Indeed, we have individually and collectively failed our children not only as leaders but also as parents, teachers, and as individuals. It is catastrophic and bad enough for the overall well-being of a society when its men who are old enough to be grandfathers defile small girls as little as 4-year-old. Many parents, especially of the elitist class are so permissive in the inculcation of right morals in their children that the latter grow up without appreciating universal ethical values. They harm their children by over-pampering them as if money is everything.

In the northern part of the country, some parents abandon or shift the responsibility of training and educating their children to others by dumping such toddlers in Almajiri schools that are far from where kids can get the natural love and care that only parents can provide at that stage of their life. The sack of some lecturers including professors from ivory towers in recent years for their involvement in “sex-for-marks” scandals reveals how teachers who used to be dependable guardians of their students have lost conscience and now extort, harass, intimidate, and even maltreat those who, as students, should be trust in their hands. We have actually failed the youth of this country.

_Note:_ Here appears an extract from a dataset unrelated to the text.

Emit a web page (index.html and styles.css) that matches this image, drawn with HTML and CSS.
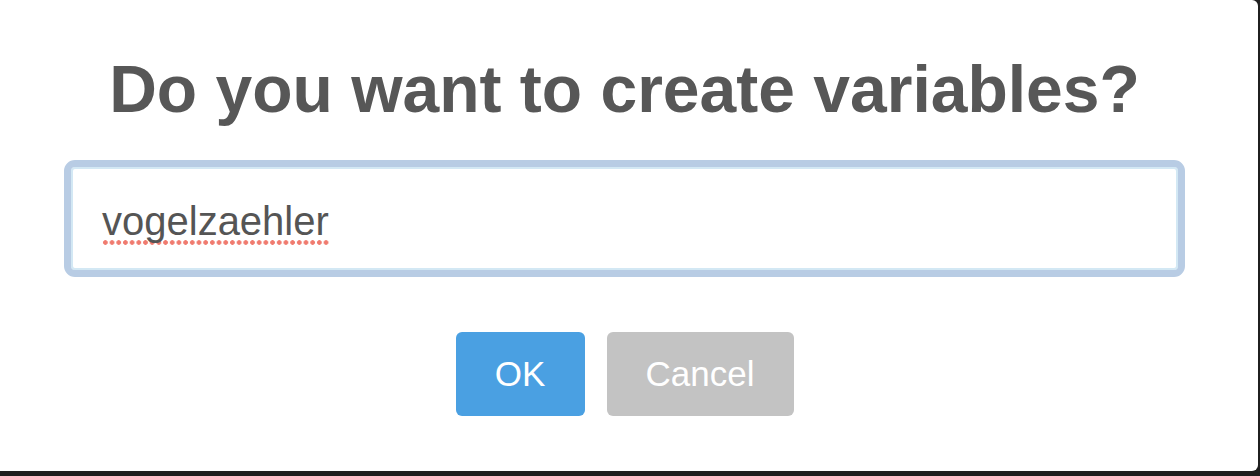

The singular courage of the Finance Minister to take responsibility on behalf of Nigerian leaders with blunt remarks deserves commendation. The announcement by the minister (at the interactive session) of the creation by the federal government of a N75 billion entrepreneurship support fund to empower youth in the country to grow their businesses and be economically independent is also laudable. Nigerian youth need this kind of national agenda that will key them into productive sectors of the economy. While it is important to bring back NDPs for states to also replicate, it is time for a pragmatic national ethical re-birth. May Allah (SWT) guide us to fear God in all that we do and say, amin.